- _THE REQUEST_: In the data below, find every line that has the string "this", and copy it.

- _SUPPLIED INFORMATION_:
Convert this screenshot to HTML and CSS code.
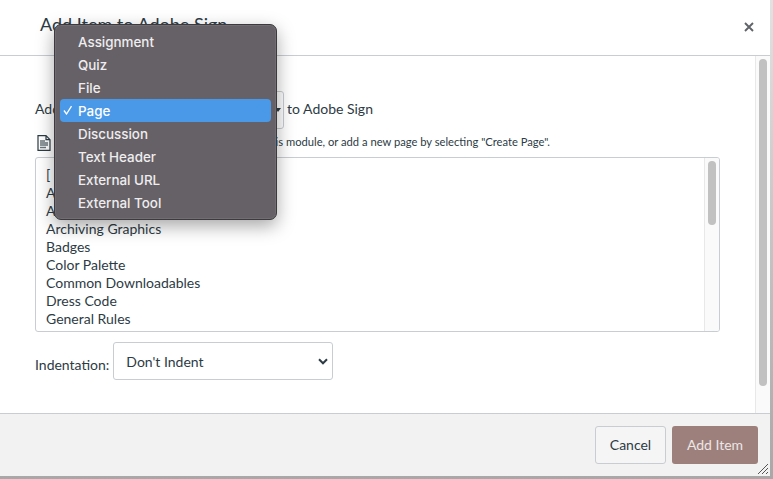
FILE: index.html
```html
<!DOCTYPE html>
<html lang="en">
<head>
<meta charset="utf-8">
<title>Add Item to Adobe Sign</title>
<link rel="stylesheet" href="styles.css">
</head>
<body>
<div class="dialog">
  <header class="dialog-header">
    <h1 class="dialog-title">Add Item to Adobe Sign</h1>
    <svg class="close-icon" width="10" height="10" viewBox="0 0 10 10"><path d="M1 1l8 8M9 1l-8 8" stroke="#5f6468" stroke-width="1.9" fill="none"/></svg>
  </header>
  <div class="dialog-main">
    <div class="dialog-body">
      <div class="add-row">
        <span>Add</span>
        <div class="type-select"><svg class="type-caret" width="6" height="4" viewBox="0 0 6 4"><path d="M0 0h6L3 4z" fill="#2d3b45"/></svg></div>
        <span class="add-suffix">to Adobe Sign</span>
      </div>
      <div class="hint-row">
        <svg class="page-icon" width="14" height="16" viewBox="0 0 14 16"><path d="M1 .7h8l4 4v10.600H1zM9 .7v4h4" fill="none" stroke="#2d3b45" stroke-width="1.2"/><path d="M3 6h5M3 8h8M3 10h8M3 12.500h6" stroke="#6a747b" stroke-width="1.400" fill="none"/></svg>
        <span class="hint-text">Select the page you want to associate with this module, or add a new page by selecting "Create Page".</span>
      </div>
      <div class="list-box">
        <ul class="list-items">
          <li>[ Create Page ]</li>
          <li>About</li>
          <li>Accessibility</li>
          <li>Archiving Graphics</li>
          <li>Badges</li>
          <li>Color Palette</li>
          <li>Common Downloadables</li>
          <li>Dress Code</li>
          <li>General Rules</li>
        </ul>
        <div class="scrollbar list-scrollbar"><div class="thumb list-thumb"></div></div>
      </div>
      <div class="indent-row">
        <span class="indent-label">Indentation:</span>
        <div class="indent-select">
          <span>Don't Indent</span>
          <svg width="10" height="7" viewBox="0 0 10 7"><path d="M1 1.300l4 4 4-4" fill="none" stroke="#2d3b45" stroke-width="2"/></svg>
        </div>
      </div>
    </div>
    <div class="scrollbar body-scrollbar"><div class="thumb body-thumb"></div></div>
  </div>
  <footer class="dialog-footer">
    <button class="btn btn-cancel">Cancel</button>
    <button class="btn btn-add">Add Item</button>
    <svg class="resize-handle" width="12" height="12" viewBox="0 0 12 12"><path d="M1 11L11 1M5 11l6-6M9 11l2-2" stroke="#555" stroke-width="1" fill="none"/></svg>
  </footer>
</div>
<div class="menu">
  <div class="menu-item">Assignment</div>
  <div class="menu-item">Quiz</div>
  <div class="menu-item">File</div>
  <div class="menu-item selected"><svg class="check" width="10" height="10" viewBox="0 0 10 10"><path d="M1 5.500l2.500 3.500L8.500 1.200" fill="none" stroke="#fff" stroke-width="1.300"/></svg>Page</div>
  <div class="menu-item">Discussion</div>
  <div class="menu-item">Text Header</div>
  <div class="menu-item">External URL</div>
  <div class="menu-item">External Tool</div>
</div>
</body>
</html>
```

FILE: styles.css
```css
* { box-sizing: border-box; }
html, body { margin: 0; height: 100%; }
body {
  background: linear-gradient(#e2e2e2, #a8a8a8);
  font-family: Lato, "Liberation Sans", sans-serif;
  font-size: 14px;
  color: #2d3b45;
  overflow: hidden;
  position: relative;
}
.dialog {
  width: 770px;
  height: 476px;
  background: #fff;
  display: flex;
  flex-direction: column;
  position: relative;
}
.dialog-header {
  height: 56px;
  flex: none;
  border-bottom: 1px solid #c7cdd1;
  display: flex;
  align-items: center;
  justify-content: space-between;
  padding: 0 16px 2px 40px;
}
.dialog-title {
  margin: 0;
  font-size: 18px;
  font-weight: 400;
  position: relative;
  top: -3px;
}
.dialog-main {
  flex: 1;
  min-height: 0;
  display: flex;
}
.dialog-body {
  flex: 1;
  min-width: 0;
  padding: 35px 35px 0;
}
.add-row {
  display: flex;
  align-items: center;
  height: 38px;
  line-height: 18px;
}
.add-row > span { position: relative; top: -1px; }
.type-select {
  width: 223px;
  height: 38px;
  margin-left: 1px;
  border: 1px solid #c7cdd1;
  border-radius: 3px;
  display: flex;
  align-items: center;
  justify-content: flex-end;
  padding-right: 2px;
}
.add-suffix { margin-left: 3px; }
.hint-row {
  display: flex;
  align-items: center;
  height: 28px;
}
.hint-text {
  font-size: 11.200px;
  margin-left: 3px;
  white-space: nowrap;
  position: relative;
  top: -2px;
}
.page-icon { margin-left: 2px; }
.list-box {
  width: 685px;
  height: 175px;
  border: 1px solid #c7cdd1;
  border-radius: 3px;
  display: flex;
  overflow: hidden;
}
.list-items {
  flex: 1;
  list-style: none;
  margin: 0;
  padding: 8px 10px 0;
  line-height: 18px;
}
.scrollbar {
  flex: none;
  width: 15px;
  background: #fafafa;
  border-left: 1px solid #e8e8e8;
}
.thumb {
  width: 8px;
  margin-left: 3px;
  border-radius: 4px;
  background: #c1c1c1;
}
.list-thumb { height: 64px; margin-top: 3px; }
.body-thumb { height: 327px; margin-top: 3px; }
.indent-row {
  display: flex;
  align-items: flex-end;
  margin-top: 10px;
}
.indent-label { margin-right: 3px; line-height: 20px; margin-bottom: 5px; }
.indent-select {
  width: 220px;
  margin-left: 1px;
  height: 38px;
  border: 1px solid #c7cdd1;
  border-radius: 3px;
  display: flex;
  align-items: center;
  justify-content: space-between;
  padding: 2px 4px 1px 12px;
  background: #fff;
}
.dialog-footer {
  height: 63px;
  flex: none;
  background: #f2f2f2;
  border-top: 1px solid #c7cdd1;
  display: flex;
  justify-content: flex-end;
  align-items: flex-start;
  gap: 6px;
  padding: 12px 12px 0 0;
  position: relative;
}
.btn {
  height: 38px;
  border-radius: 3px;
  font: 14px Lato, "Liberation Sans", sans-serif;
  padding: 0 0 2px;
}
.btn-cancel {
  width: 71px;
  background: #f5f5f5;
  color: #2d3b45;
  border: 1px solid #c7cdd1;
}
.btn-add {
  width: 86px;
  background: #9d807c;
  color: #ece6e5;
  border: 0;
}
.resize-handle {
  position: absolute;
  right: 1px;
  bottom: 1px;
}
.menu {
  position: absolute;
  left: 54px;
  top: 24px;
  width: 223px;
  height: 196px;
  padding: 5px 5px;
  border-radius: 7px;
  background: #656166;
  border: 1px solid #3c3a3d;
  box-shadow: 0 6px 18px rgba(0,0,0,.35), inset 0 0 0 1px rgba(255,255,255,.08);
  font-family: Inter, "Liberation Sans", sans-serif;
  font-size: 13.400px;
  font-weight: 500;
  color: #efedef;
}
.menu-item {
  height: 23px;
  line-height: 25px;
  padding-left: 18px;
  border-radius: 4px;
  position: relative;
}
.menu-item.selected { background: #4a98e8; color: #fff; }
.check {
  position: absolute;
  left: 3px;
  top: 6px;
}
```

- _CORRECT OUTPUT_:
Convert this screenshot to HTML and CSS code.
        <span class="hint-text">Select the page you want to associate with this module, or add a new page by selecting "Create Page".</span>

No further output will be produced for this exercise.